Jika tidak, maka proyeksi pendapat masyarakat nelayan sebagai tolok ukur kesejahteraan, tidak dapat membuahkan hasil. Belum lagi SDM nelayan di Malut rata-rata sudah berusia lanjut.

Menurutnya, Dinas Kelautan dan Perikanan Provinsi Malut, sudah harus menyiapkan strategi untuk mengadang konsekuensi yang diprediksi bakal terjadi.

“Misalnya, ketika Halsel jadi penopang industri ikan di Ambon, maka perlu dihitung berapa persen yang akan diedarkan,” jelasnya.

Baru-baru ini, Deputi dan Asdip II Bidang Koordinasi Sumberdaya Maritim Kementerian Koordinator Bidang Kemaritiman dan Investasi, mengungkap beberapa hambatan yang dihadapi Malut.

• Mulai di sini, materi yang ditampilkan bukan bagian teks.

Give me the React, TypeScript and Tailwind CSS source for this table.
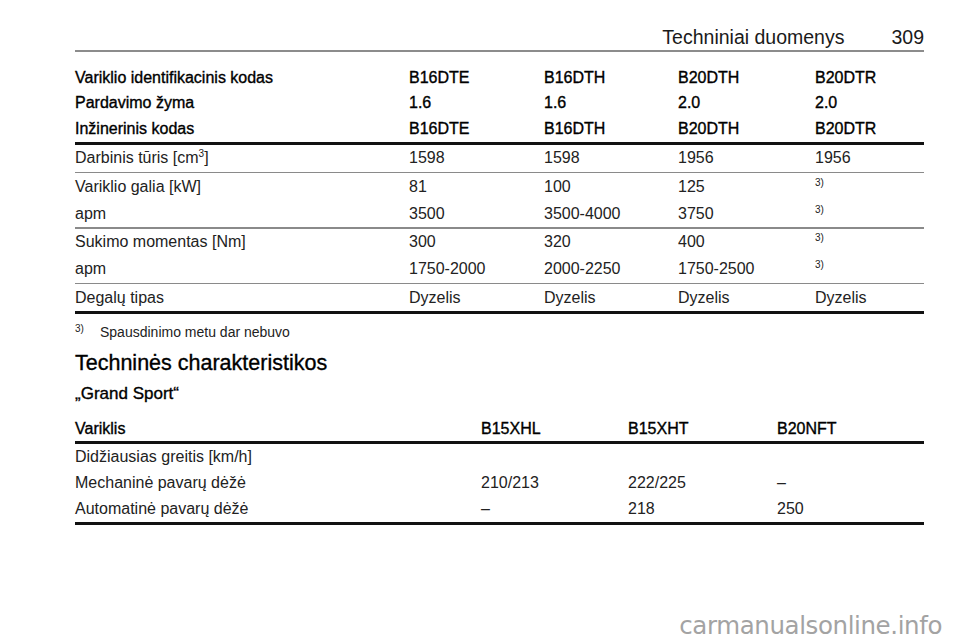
import React from "react";

const Sup = ({ children }: { children: React.ReactNode }) => (
  <span className="text-[10px] relative -top-[6px]">{children}</span>
);

const t1Cols = "grid grid-cols-[334px_135px_134px_137px_1fr] items-center";
const t2Cols = "grid grid-cols-[406px_147px_149px_1fr] items-center";
const strong = "text-[#000] [-webkit-text-stroke:0.35px_#000]";

function HeadRow({ cells, cols = t1Cols, h = "h-[25.5px]" }: { cells: string[]; cols?: string; h?: string }) {
  return (
    <div className={`${cols} ${h} text-[16px] ${strong}`}>
      {cells.map((c, i) => (
        <div key={i}>{c}</div>
      ))}
    </div>
  );
}

function BodyRow({ cells, cols = t1Cols, h = "h-[27px]" }: { cells: React.ReactNode[]; cols?: string; h?: string }) {
  return (
    <div className={`${cols} ${h} text-[16px]`}>
      {cells.map((c, i) => (
        <div key={i}>{c}</div>
      ))}
    </div>
  );
}

const Thin = () => <div className="h-[1.5px] bg-[#8a8a8a]" />;
const Thick = () => <div className="h-[3px] bg-[#111]" />;

export default function App() {
  const s3 = <Sup>3)</Sup>;
  return (
    <div className="relative w-[960px] h-[642px] bg-white overflow-hidden pl-[75px] pr-[36px] text-[#222] font-['Liberation_Sans',Arial,sans-serif]">
      <div className="flex justify-end items-end h-[52px] border-b-2 border-[#8c8c8c] pb-[3px] text-[19.5px] leading-none gap-[47px] text-[#1a1a1a]">
        <span>Techniniai duomenys</span>
        <span>309</span>
      </div>

      <div className="mt-[13px]">
        <HeadRow cells={["Variklio identifikacinis kodas", "B16DTE", "B16DTH", "B20DTH", "B20DTR"]} />
        <HeadRow cells={["Pardavimo žyma", "1.6", "1.6", "2.0", "2.0"]} />
        <HeadRow cells={["Inžinerinis kodas", "B16DTE", "B16DTH", "B20DTH", "B20DTR"]} />
        <Thick />
        <BodyRow
          cells={[
            <span>
              Darbinis tūris [cm<Sup>3</Sup>]
            </span>,
            "1598",
            "1598",
            "1956",
            "1956",
          ]}
        />
        <Thin />
        <BodyRow cells={["Variklio galia [kW]", "81", "100", "125", s3]} />
        <BodyRow cells={["apm", "3500", "3500-4000", "3750", s3]} />
        <Thin />
        <BodyRow cells={["Sukimo momentas [Nm]", "300", "320", "400", s3]} />
        <BodyRow cells={["apm", "1750-2000", "2000-2250", "1750-2500", s3]} />
        <Thin />
        <BodyRow cells={["Degalų tipas", "Dyzelis", "Dyzelis", "Dyzelis", "Dyzelis"]} />
        <Thick />
      </div>

      <div className="mt-[8px] h-[20px] flex items-center text-[14px]">
        <span className="w-[25px] text-[10px] relative -top-[4px]">3)</span>
        <span>Spausdinimo metu dar nebuvo</span>
      </div>

      <h1 className={`mt-[7px] h-[28px] flex items-center text-[21.5px] ${strong}`}>
        Techninės charakteristikos
      </h1>
      <h2 className={`mt-[5px] h-[24px] flex items-center text-[17px] ${strong}`}>„Grand Sport“</h2>

      <div className="mt-[10px]">
        <HeadRow cols={t2Cols} h="h-[25px]" cells={["Variklis", "B15XHL", "B15XHT", "B20NFT"]} />
        <Thick />
        <BodyRow cols={t2Cols} h="h-[26px]" cells={["Didžiausias greitis [km/h]", "", "", ""]} />
        <BodyRow cols={t2Cols} h="h-[26px]" cells={["Mechaninė pavarų dėžė", "210/213", "222/225", "–"]} />
        <BodyRow cols={t2Cols} h="h-[26px]" cells={["Automatinė pavarų dėžė", "–", "218", "250"]} />
        <Thick />
      </div>

      <div className="absolute right-[18px] bottom-[4px] text-[24.5px] text-[#a3a3a3] leading-none font-['DejaVu_Sans',sans-serif] tracking-[-0.4px]">
        carmanualsonline.info
      </div>
    </div>
  );
}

Mulai dari SDM, keterbatasan armada, pasokan bahan bakar yang belum maksimal, kapasitas cool storage di Bacan, Halsel, sudah over lot, daya listrik, korporasi nelayan, hingga interkoneksi pemasaran.

Pengamat Hukum, Sosial dan Politik, Sumarlin Maate berpendapat, pada prinsipnya kendala tersebut dapat diatasi dengan kewenangan pemerintah daerah.

“Seluruh kelemahan itu adalah basis yang mesti didorong, baik di tingkat pemerintah provinsi, kabupaten dan kota. Harus ada konsep yang sama terkait LIN ini,” ujar Sumarlin kepada halmaherapost.com, Minggu 30 Mei 2021.

Menurut dia, Pemprov Malut harus membuat desain wilayah. Karena kendala yang diungkap oleh pihak kementerian itu, melibatkan konsep ekonomi strategis.

Pemda harus meletakan desain Rencana Tata Ruang Wilayah, agar bisa memberikan ruang akitivitas industri strategis dan keamanan.

“Supaya pemda mendapat kepercayaan, baik dari investor maupun negara dalam hal ini pemerintah pusat,” jelasnya.

Disamping itu, untuk menjawab problem tersebut perlu melibatkan OKP, Akademisi, LSM, toko agama, hingga pers.

Karena LIN merupakan konsep pembangunan ekonomi yang di dalamnya melibatkan elemen-elemen industri strategis.

“Mulai dari nelayan sampai pada pengelolaan akhir. Maka keterlibatan pihak keamanan harus menjadi bagian utuh dari cara pemda untuk menjawab kendala yang ada,” pungkasnya.